WRITTEN EXERCISE> Return the material exactly as supplied, apart from the pictures, which are omitted.

RECORDED INFORMATION>
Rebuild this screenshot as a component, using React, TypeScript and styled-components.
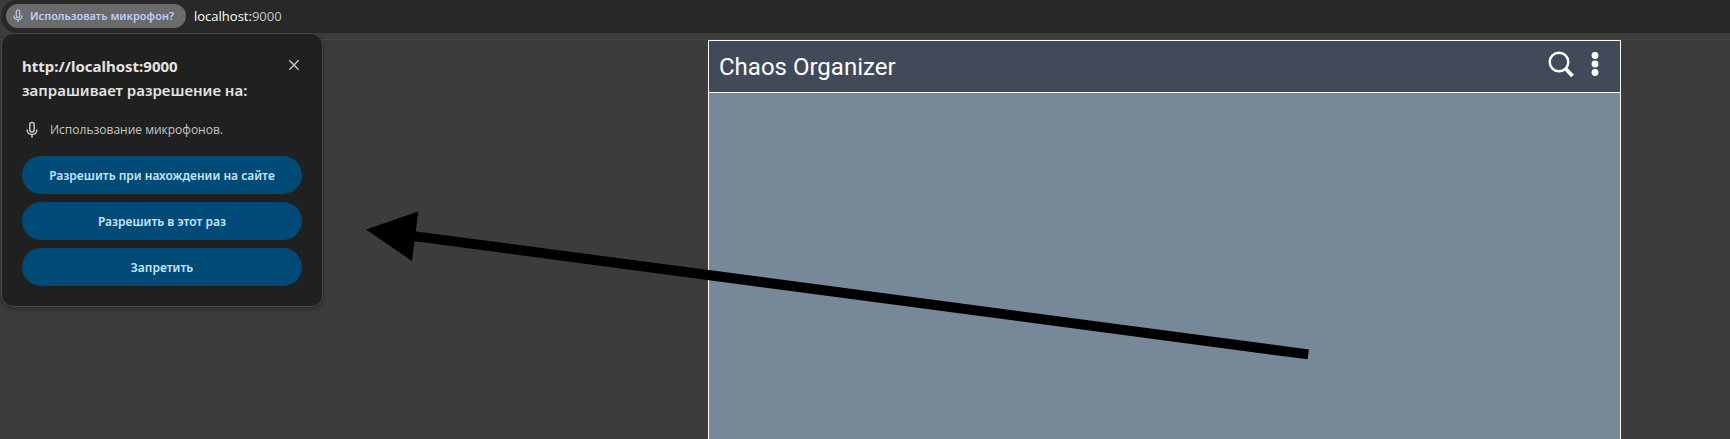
import React from "react";
import styled, { createGlobalStyle } from "styled-components";

const uiFont = '"Noto Sans", "Open Sans", sans-serif';

const GlobalStyle = createGlobalStyle`
  *, *::before, *::after { box-sizing: border-box; }
  body { margin: 0; background: #3c3c3c; }
  button { font: inherit; cursor: pointer; }
`;

const Screen = styled.div`
  position: relative;
  display: flex;
  flex-direction: column;
  min-height: 100vh;
  overflow: hidden;
  font-family: ${uiFont};
`;

const AddressBar = styled.header`
  display: flex;
  align-items: center;
  gap: 8px;
  height: 33px;
  margin-left: 1px;
  padding: 0 5px 1px;
  background: #282828;
  border-radius: 16px 0 0 16px;
`;

const PermissionChip = styled.button`
  display: flex;
  align-items: center;
  gap: 4px;
  width: 180px;
  height: 24px;
  padding: 0 4px;
  border: 0;
  border-radius: 12px;
  background: #6b6b6b;
  color: #b8cffb;
  font-size: 11px;
  font-weight: 600;
  line-height: 16px;
  white-space: nowrap;
`;

const Address = styled.span`
  color: #fff;
  font-family: "Open Sans", sans-serif;
  font-size: 13px;
  line-height: 18px;
`;

const Port = styled.span`
  color: #c7c7c7;
`;

const Viewport = styled.main`
  flex: 1;
  display: grid;
  grid-template-columns: 708fr 913fr 109fr;
  margin-top: 6px;
  border-top: 1px solid #474747;
`;

const Organizer = styled.section`
  grid-column: 2;
  display: flex;
  flex-direction: column;
  border: 1px solid #fff;
  border-bottom: 0;
  background: #778899;
`;

const OrganizerHeader = styled.div`
  display: flex;
  align-items: center;
  justify-content: space-between;
  height: 52px;
  padding: 0 11px 0 10px;
  border-bottom: 1px solid #fff;
  background: #414a59;
`;

const Title = styled.h1`
  margin: 0;
  color: #fff;
  font-family: Roboto, sans-serif;
  font-size: 24px;
  font-weight: 400;
  line-height: 28px;
`;

const Actions = styled.div`
  display: flex;
  align-items: center;
  gap: 6px;
  padding-bottom: 6px;
`;

const IconButton = styled.button<{ $width: number; $height: number }>`
  display: grid;
  place-items: center;
  width: ${({ $width }) => $width}px;
  height: ${({ $height }) => $height}px;
  padding: 0;
  border: 0;
  background: none;
  color: inherit;
`;

const PermissionDialog = styled.section`
  position: absolute;
  top: 33px;
  left: 1px;
  display: flex;
  flex-direction: column;
  width: 322px;
  padding: 20px;
  border: 1px solid #474747;
  border-radius: 12px;
  background: #202020;
  box-shadow: 0 2px 4px rgba(0, 0, 0, 0.3);
`;

const DialogHeader = styled.div`
  display: flex;
  align-items: flex-start;
  justify-content: space-between;
  color: #e3e3e3;
`;

const DialogTitle = styled.h2`
  margin: 0;
  font-size: 15px;
  font-weight: 600;
  line-height: 24px;
`;

const Origin = styled.span`
  display: block;
  font-weight: 700;
`;

const Request = styled.div`
  display: flex;
  align-items: center;
  gap: 8px;
  margin: 18px 0 16px;
  color: #c7c7c7;
  font-family: "Open Sans", sans-serif;
  font-size: 12px;
  line-height: 20px;
`;

const Choices = styled.div`
  display: flex;
  flex-direction: column;
  gap: 8px;
`;

const Choice = styled.button`
  height: 38px;
  padding: 2px 12px 0;
  border: 0;
  border-radius: 19px;
  background: #004a77;
  color: #c2e7ff;
  font-size: 12px;
  font-weight: 600;
  line-height: 16px;
`;

const Pointer = styled.svg`
  position: absolute;
  top: 0;
  left: 0;
  pointer-events: none;
`;

const MicIcon = ({ size }: { size: number }) => (
  <svg width={size} height={size} viewBox="0 0 20 20" fill="none" stroke="currentColor" strokeWidth="1.5" aria-hidden="true">
    <rect x="7.800" y="2.500" width="4.400" height="9.500" rx="2.200" />
    <path d="M5 9.500c0 6.600 10 6.600 10 0M10 14.500v3" />
  </svg>
);

const choices = ["Разрешить при нахождении на сайте", "Разрешить в этот раз", "Запретить"];

export default function App() {
  return (
    <Screen>
      <GlobalStyle />
      <AddressBar>
        <PermissionChip>
          <MicIcon size={16} />
          Использовать микрофон?
        </PermissionChip>
        <Address>localhost:<Port>9000</Port></Address>
      </AddressBar>

      <Viewport>
        <Organizer>
          <OrganizerHeader>
            <Title>Chaos Organizer</Title>
            <Actions>
              <IconButton $width={28} $height={28} aria-label="Поиск">
                <svg width="28" height="28" viewBox="0 0 28 28" fill="none" stroke="#fff">
                  <circle cx="12" cy="12" r="9.300" strokeWidth="2.400" />
                  <path d="M18.500 18.500l7 7.500" strokeWidth="3.800" />
                </svg>
              </IconButton>
              <IconButton $width={28} $height={28} aria-label="Меню">
                <svg width="28" height="28" viewBox="0 0 28 28" fill="#fff">
                  <circle cx="14" cy="5.500" r="3.400" />
                  <circle cx="14" cy="14" r="3.400" />
                  <circle cx="14" cy="22.500" r="3.400" />
                </svg>
              </IconButton>
            </Actions>
          </OrganizerHeader>
        </Organizer>
      </Viewport>

      <PermissionDialog role="dialog" aria-labelledby="permission-title">
        <DialogHeader>
          <DialogTitle id="permission-title">
            <Origin>http://localhost:9000</Origin>
            запрашивает разрешение на:
          </DialogTitle>
          <IconButton $width={16} $height={22} aria-label="Закрыть">
            <svg width="16" height="16" viewBox="0 0 16 16" fill="none" stroke="#c7c7c7" strokeWidth="1.400">
              <path d="M3.300 3.300l9.400 9.400M12.700 3.300l-9.400 9.400" />
            </svg>
          </IconButton>
        </DialogHeader>
        <Request>
          <MicIcon size={20} />
          Использование микрофонов.
        </Request>
        <Choices>
          {choices.map((label) => (
            <Choice key={label}>{label}</Choice>
          ))}
        </Choices>
      </PermissionDialog>

      <Pointer width="1309" height="361" viewBox="0 0 1309 361" aria-hidden="true">
        <path d="M366 229.500L418.300 211.500L412 261z" />
        <path d="M410 235.600L1308.300 354.400" stroke="#000" strokeWidth="10" />
      </Pointer>
    </Screen>
  );
}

EXERCISE RESPONSE>
Rebuild this screenshot as a component, using React, TypeScript and styled-components.
import React from "react";
import styled, { createGlobalStyle } from "styled-components";

const uiFont = '"Noto Sans", "Open Sans", sans-serif';

const GlobalStyle = createGlobalStyle`
  *, *::before, *::after { box-sizing: border-box; }
  body { margin: 0; background: #3c3c3c; }
  button { font: inherit; cursor: pointer; }
`;

const Screen = styled.div`
  position: relative;
  display: flex;
  flex-direction: column;
  min-height: 100vh;
  overflow: hidden;
  font-family: ${uiFont};
`;

const AddressBar = styled.header`
  display: flex;
  align-items: center;
  gap: 8px;
  height: 33px;
  margin-left: 1px;
  padding: 0 5px 1px;
  background: #282828;
  border-radius: 16px 0 0 16px;
`;

const PermissionChip = styled.button`
  display: flex;
  align-items: center;
  gap: 4px;
  width: 180px;
  height: 24px;
  padding: 0 4px;
  border: 0;
  border-radius: 12px;
  background: #6b6b6b;
  color: #b8cffb;
  font-size: 11px;
  font-weight: 600;
  line-height: 16px;
  white-space: nowrap;
`;

const Address = styled.span`
  color: #fff;
  font-family: "Open Sans", sans-serif;
  font-size: 13px;
  line-height: 18px;
`;

const Port = styled.span`
  color: #c7c7c7;
`;

const Viewport = styled.main`
  flex: 1;
  display: grid;
  grid-template-columns: 708fr 913fr 109fr;
  margin-top: 6px;
  border-top: 1px solid #474747;
`;

const Organizer = styled.section`
  grid-column: 2;
  display: flex;
  flex-direction: column;
  border: 1px solid #fff;
  border-bottom: 0;
  background: #778899;
`;

const OrganizerHeader = styled.div`
  display: flex;
  align-items: center;
  justify-content: space-between;
  height: 52px;
  padding: 0 11px 0 10px;
  border-bottom: 1px solid #fff;
  background: #414a59;
`;

const Title = styled.h1`
  margin: 0;
  color: #fff;
  font-family: Roboto, sans-serif;
  font-size: 24px;
  font-weight: 400;
  line-height: 28px;
`;

const Actions = styled.div`
  display: flex;
  align-items: center;
  gap: 6px;
  padding-bottom: 6px;
`;

const IconButton = styled.button<{ $width: number; $height: number }>`
  display: grid;
  place-items: center;
  width: ${({ $width }) => $width}px;
  height: ${({ $height }) => $height}px;
  padding: 0;
  border: 0;
  background: none;
  color: inherit;
`;

const PermissionDialog = styled.section`
  position: absolute;
  top: 33px;
  left: 1px;
  display: flex;
  flex-direction: column;
  width: 322px;
  padding: 20px;
  border: 1px solid #474747;
  border-radius: 12px;
  background: #202020;
  box-shadow: 0 2px 4px rgba(0, 0, 0, 0.3);
`;

const DialogHeader = styled.div`
  display: flex;
  align-items: flex-start;
  justify-content: space-between;
  color: #e3e3e3;
`;

const DialogTitle = styled.h2`
  margin: 0;
  font-size: 15px;
  font-weight: 600;
  line-height: 24px;
`;

const Origin = styled.span`
  display: block;
  font-weight: 700;
`;

const Request = styled.div`
  display: flex;
  align-items: center;
  gap: 8px;
  margin: 18px 0 16px;
  color: #c7c7c7;
  font-family: "Open Sans", sans-serif;
  font-size: 12px;
  line-height: 20px;
`;

const Choices = styled.div`
  display: flex;
  flex-direction: column;
  gap: 8px;
`;

const Choice = styled.button`
  height: 38px;
  padding: 2px 12px 0;
  border: 0;
  border-radius: 19px;
  background: #004a77;
  color: #c2e7ff;
  font-size: 12px;
  font-weight: 600;
  line-height: 16px;
`;

const Pointer = styled.svg`
  position: absolute;
  top: 0;
  left: 0;
  pointer-events: none;
`;

const MicIcon = ({ size }: { size: number }) => (
  <svg width={size} height={size} viewBox="0 0 20 20" fill="none" stroke="currentColor" strokeWidth="1.5" aria-hidden="true">
    <rect x="7.800" y="2.500" width="4.400" height="9.500" rx="2.200" />
    <path d="M5 9.500c0 6.600 10 6.600 10 0M10 14.500v3" />
  </svg>
);

const choices = ["Разрешить при нахождении на сайте", "Разрешить в этот раз", "Запретить"];

export default function App() {
  return (
    <Screen>
      <GlobalStyle />
      <AddressBar>
        <PermissionChip>
          <MicIcon size={16} />
          Использовать микрофон?
        </PermissionChip>
        <Address>localhost:<Port>9000</Port></Address>
      </AddressBar>

      <Viewport>
        <Organizer>
          <OrganizerHeader>
            <Title>Chaos Organizer</Title>
            <Actions>
              <IconButton $width={28} $height={28} aria-label="Поиск">
                <svg width="28" height="28" viewBox="0 0 28 28" fill="none" stroke="#fff">
                  <circle cx="12" cy="12" r="9.300" strokeWidth="2.400" />
                  <path d="M18.500 18.500l7 7.500" strokeWidth="3.800" />
                </svg>
              </IconButton>
              <IconButton $width={28} $height={28} aria-label="Меню">
                <svg width="28" height="28" viewBox="0 0 28 28" fill="#fff">
                  <circle cx="14" cy="5.500" r="3.400" />
                  <circle cx="14" cy="14" r="3.400" />
                  <circle cx="14" cy="22.500" r="3.400" />
                </svg>
              </IconButton>
            </Actions>
          </OrganizerHeader>
        </Organizer>
      </Viewport>

      <PermissionDialog role="dialog" aria-labelledby="permission-title">
        <DialogHeader>
          <DialogTitle id="permission-title">
            <Origin>http://localhost:9000</Origin>
            запрашивает разрешение на:
          </DialogTitle>
          <IconButton $width={16} $height={22} aria-label="Закрыть">
            <svg width="16" height="16" viewBox="0 0 16 16" fill="none" stroke="#c7c7c7" strokeWidth="1.400">
              <path d="M3.300 3.300l9.400 9.400M12.700 3.300l-9.400 9.400" />
            </svg>
          </IconButton>
        </DialogHeader>
        <Request>
          <MicIcon size={20} />
          Использование микрофонов.
        </Request>
        <Choices>
          {choices.map((label) => (
            <Choice key={label}>{label}</Choice>
          ))}
        </Choices>
      </PermissionDialog>

      <Pointer width="1309" height="361" viewBox="0 0 1309 361" aria-hidden="true">
        <path d="M366 229.500L418.300 211.500L412 261z" />
        <path d="M410 235.600L1308.300 354.400" stroke="#000" strokeWidth="10" />
      </Pointer>
    </Screen>
  );
}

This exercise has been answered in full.